## Available data:
——————

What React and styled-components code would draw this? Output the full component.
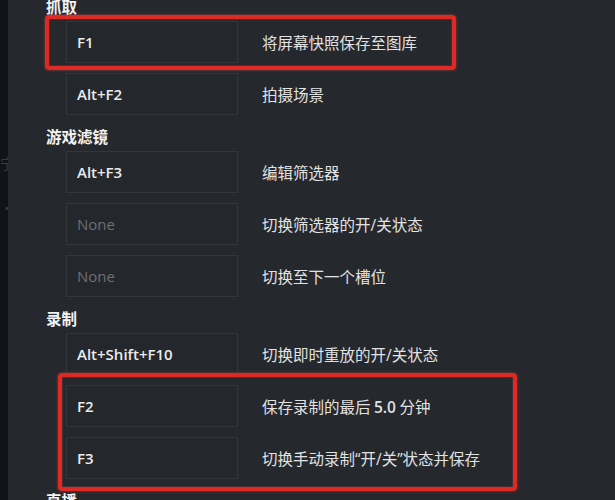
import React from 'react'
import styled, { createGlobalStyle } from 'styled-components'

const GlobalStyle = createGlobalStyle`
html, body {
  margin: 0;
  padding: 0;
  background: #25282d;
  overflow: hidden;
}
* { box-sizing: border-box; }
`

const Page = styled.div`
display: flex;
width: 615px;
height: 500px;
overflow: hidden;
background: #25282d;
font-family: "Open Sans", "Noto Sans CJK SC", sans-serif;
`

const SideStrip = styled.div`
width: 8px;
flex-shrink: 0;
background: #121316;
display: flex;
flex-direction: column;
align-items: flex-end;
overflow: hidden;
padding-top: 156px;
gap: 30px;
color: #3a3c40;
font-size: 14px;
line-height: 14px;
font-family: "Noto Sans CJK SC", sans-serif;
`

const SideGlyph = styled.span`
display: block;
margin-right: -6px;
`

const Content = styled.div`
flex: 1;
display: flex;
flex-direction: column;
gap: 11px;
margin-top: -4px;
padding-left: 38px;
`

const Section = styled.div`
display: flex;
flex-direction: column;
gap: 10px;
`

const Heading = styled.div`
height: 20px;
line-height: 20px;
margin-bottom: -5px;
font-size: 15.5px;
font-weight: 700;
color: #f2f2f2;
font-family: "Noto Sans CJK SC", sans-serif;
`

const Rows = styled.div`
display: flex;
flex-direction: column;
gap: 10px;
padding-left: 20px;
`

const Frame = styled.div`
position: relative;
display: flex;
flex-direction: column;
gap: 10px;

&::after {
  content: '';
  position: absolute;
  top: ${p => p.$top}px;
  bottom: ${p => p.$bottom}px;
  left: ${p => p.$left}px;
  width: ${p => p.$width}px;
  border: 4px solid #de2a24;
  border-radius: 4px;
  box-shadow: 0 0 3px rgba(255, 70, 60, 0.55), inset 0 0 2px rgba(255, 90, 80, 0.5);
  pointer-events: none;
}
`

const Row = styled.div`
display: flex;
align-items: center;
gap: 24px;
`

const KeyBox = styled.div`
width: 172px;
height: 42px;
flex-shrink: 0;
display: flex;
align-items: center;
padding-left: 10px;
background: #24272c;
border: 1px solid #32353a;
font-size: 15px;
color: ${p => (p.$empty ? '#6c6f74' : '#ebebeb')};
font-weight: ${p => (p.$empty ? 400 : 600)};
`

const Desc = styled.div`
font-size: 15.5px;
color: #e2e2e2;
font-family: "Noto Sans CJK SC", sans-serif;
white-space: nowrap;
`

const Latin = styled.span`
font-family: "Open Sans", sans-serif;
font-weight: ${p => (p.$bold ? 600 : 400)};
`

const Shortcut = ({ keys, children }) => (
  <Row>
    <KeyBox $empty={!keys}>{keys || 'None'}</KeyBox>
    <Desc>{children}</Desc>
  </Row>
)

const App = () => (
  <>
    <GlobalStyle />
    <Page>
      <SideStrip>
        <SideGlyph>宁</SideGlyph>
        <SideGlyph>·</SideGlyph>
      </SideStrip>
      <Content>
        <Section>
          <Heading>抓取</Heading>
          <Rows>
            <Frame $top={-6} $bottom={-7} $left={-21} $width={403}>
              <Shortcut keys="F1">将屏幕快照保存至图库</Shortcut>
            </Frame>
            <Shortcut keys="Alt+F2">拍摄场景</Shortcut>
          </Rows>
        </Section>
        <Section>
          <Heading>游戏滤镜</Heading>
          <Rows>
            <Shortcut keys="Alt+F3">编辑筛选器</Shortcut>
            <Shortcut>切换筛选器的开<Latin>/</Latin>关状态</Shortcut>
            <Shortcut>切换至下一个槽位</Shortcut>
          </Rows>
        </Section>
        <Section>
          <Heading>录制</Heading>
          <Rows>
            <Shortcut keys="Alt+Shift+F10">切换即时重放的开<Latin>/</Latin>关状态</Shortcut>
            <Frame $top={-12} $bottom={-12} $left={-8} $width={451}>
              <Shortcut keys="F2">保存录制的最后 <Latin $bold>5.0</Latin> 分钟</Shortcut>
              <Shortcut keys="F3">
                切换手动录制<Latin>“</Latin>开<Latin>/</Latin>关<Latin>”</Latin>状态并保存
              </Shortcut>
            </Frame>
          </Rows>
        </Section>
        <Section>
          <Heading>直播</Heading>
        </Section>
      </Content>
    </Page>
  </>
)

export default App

——————

## Aim of the task:
Repeat the data exactly in full, omitting its pictures.

## Solution for this task:
What React and styled-components code would draw this? Output the full component.
import React from 'react'
import styled, { createGlobalStyle } from 'styled-components'

const GlobalStyle = createGlobalStyle`
html, body {
  margin: 0;
  padding: 0;
  background: #25282d;
  overflow: hidden;
}
* { box-sizing: border-box; }
`

const Page = styled.div`
display: flex;
width: 615px;
height: 500px;
overflow: hidden;
background: #25282d;
font-family: "Open Sans", "Noto Sans CJK SC", sans-serif;
`

const SideStrip = styled.div`
width: 8px;
flex-shrink: 0;
background: #121316;
display: flex;
flex-direction: column;
align-items: flex-end;
overflow: hidden;
padding-top: 156px;
gap: 30px;
color: #3a3c40;
font-size: 14px;
line-height: 14px;
font-family: "Noto Sans CJK SC", sans-serif;
`

const SideGlyph = styled.span`
display: block;
margin-right: -6px;
`

const Content = styled.div`
flex: 1;
display: flex;
flex-direction: column;
gap: 11px;
margin-top: -4px;
padding-left: 38px;
`

const Section = styled.div`
display: flex;
flex-direction: column;
gap: 10px;
`

const Heading = styled.div`
height: 20px;
line-height: 20px;
margin-bottom: -5px;
font-size: 15.5px;
font-weight: 700;
color: #f2f2f2;
font-family: "Noto Sans CJK SC", sans-serif;
`

const Rows = styled.div`
display: flex;
flex-direction: column;
gap: 10px;
padding-left: 20px;
`

const Frame = styled.div`
position: relative;
display: flex;
flex-direction: column;
gap: 10px;

&::after {
  content: '';
  position: absolute;
  top: ${p => p.$top}px;
  bottom: ${p => p.$bottom}px;
  left: ${p => p.$left}px;
  width: ${p => p.$width}px;
  border: 4px solid #de2a24;
  border-radius: 4px;
  box-shadow: 0 0 3px rgba(255, 70, 60, 0.55), inset 0 0 2px rgba(255, 90, 80, 0.5);
  pointer-events: none;
}
`

const Row = styled.div`
display: flex;
align-items: center;
gap: 24px;
`

const KeyBox = styled.div`
width: 172px;
height: 42px;
flex-shrink: 0;
display: flex;
align-items: center;
padding-left: 10px;
background: #24272c;
border: 1px solid #32353a;
font-size: 15px;
color: ${p => (p.$empty ? '#6c6f74' : '#ebebeb')};
font-weight: ${p => (p.$empty ? 400 : 600)};
`

const Desc = styled.div`
font-size: 15.5px;
color: #e2e2e2;
font-family: "Noto Sans CJK SC", sans-serif;
white-space: nowrap;
`

const Latin = styled.span`
font-family: "Open Sans", sans-serif;
font-weight: ${p => (p.$bold ? 600 : 400)};
`

const Shortcut = ({ keys, children }) => (
  <Row>
    <KeyBox $empty={!keys}>{keys || 'None'}</KeyBox>
    <Desc>{children}</Desc>
  </Row>
)

const App = () => (
  <>
    <GlobalStyle />
    <Page>
      <SideStrip>
        <SideGlyph>宁</SideGlyph>
        <SideGlyph>·</SideGlyph>
      </SideStrip>
      <Content>
        <Section>
          <Heading>抓取</Heading>
          <Rows>
            <Frame $top={-6} $bottom={-7} $left={-21} $width={403}>
              <Shortcut keys="F1">将屏幕快照保存至图库</Shortcut>
            </Frame>
            <Shortcut keys="Alt+F2">拍摄场景</Shortcut>
          </Rows>
        </Section>
        <Section>
          <Heading>游戏滤镜</Heading>
          <Rows>
            <Shortcut keys="Alt+F3">编辑筛选器</Shortcut>
            <Shortcut>切换筛选器的开<Latin>/</Latin>关状态</Shortcut>
            <Shortcut>切换至下一个槽位</Shortcut>
          </Rows>
        </Section>
        <Section>
          <Heading>录制</Heading>
          <Rows>
            <Shortcut keys="Alt+Shift+F10">切换即时重放的开<Latin>/</Latin>关状态</Shortcut>
            <Frame $top={-12} $bottom={-12} $left={-8} $width={451}>
              <Shortcut keys="F2">保存录制的最后 <Latin $bold>5.0</Latin> 分钟</Shortcut>
              <Shortcut keys="F3">
                切换手动录制<Latin>“</Latin>开<Latin>/</Latin>关<Latin>”</Latin>状态并保存
              </Shortcut>
            </Frame>
          </Rows>
        </Section>
        <Section>
          <Heading>直播</Heading>
        </Section>
      </Content>
    </Page>
  </>
)

export default App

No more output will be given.